__Work to be completed__. Lines holding the string "components" are the ones to copy; find them all in the data.

__Supplied data__.
-- -- --
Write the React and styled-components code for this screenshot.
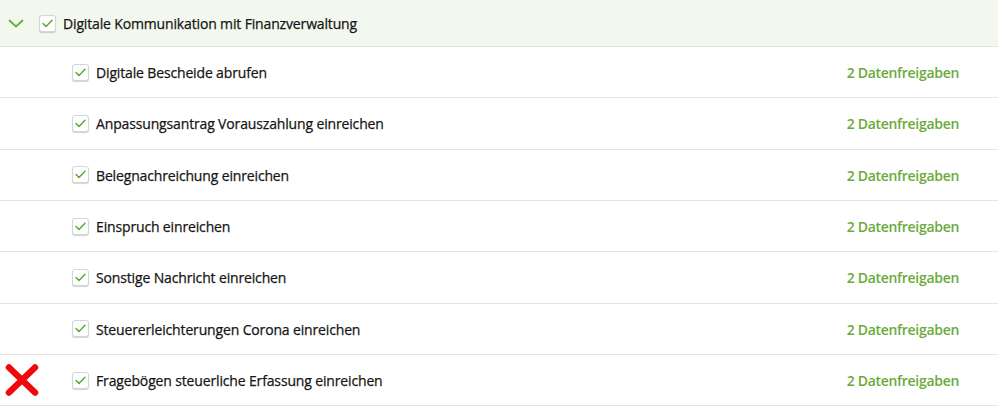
import styled, { createGlobalStyle } from 'styled-components'

const GlobalStyle = createGlobalStyle`
  html, body {
    margin: 0;
    padding: 0;
    background: #fff;
  }
  body {
    font-family: "Open Sans", "Noto Sans", sans-serif;
    color: #151515;
  }
`

const items = [
  'Digitale Bescheide abrufen',
  'Anpassungsantrag Vorauszahlung einreichen',
  'Belegnachreichung einreichen',
  'Einspruch einreichen',
  'Sonstige Nachricht einreichen',
  'Steuererleichterungen Corona einreichen',
  'Fragebögen steuerliche Erfassung einreichen',
]

const List = styled.div`
  width: 998px;
`

const Header = styled.div`
  display: flex;
  align-items: center;
  height: 46px;
  background: #f3f8ee;
  border-bottom: 1px solid #e2e6df;
  padding-left: 8px;
`

const Chevron = styled.span`
  display: flex;
  width: 16px;
  margin-right: 15px;
`

const Row = styled.div`
  display: flex;
  align-items: center;
  height: 50.33px;
  border-bottom: 1px solid #e4e4e4;
  padding-left: 72px;
  padding-right: 39px;
  position: relative;
`

const Box = styled.span`
  display: inline-flex;
  align-items: center;
  justify-content: center;
  width: 15px;
  height: 15px;
  border: 1px solid #d5d5d5;
  border-radius: 3px;
  background: #fff;
  box-shadow: 0 1px 1px rgba(0, 0, 0, 0.18);
  margin-right: 7px;
  flex-shrink: 0;
`

const Label = styled.span`
  font-size: 14px;
  letter-spacing: -0.15px;
  -webkit-text-stroke: 0.25px #151515;
  flex: 1;
  padding-top: 1px;
`

const Shares = styled.span`
  font-size: 14px;
  font-weight: 600;
  color: #6aaa3a;
  letter-spacing: -0.3px;
  padding-top: 1px;
`

const Cross = styled.svg`
  position: absolute;
  left: 5px;
  top: 50%;
  transform: translateY(-50%);
`

function Check () {
  return (
    <svg width="11" height="9" viewBox="0 0 11 9">
      <path d="M1 4.6 L4 7.6 L10 1.2" fill="none" stroke="#5aa532" strokeWidth="1.4" strokeLinecap="round" strokeLinejoin="round" />
    </svg>
  )
}

function App () {
  return (
    <>
      <GlobalStyle />
      <List>
        <Header>
          <Chevron>
            <svg width="16" height="9" viewBox="0 0 16 9">
              <path d="M1.5 1.5 L8 7.5 L14.5 1.5" fill="none" stroke="#6aaa3a" strokeWidth="1.8" strokeLinecap="round" strokeLinejoin="round" />
            </svg>
          </Chevron>
          <Box><Check /></Box>
          <Label>Digitale Kommunikation mit Finanzverwaltung</Label>
        </Header>
        {items.map((item, i) => (
          <Row key={item}>
            {i === items.length - 1 && (
              <Cross width="34" height="33" viewBox="0 0 34 33">
                <path d="M4 4 L30 29 M30 4 L4 29" stroke="#ee0a0a" strokeWidth="6.5" strokeLinecap="round" />
              </Cross>
            )}
            <Box><Check /></Box>
            <Label>{item}</Label>
            <Shares>2 Datenfreigaben</Shares>
          </Row>
        ))}
      </List>
    </>
  )
}

export default App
-- -- --
__Output of the task__.
Write the React and styled-components code for this screenshot.
import styled, { createGlobalStyle } from 'styled-components'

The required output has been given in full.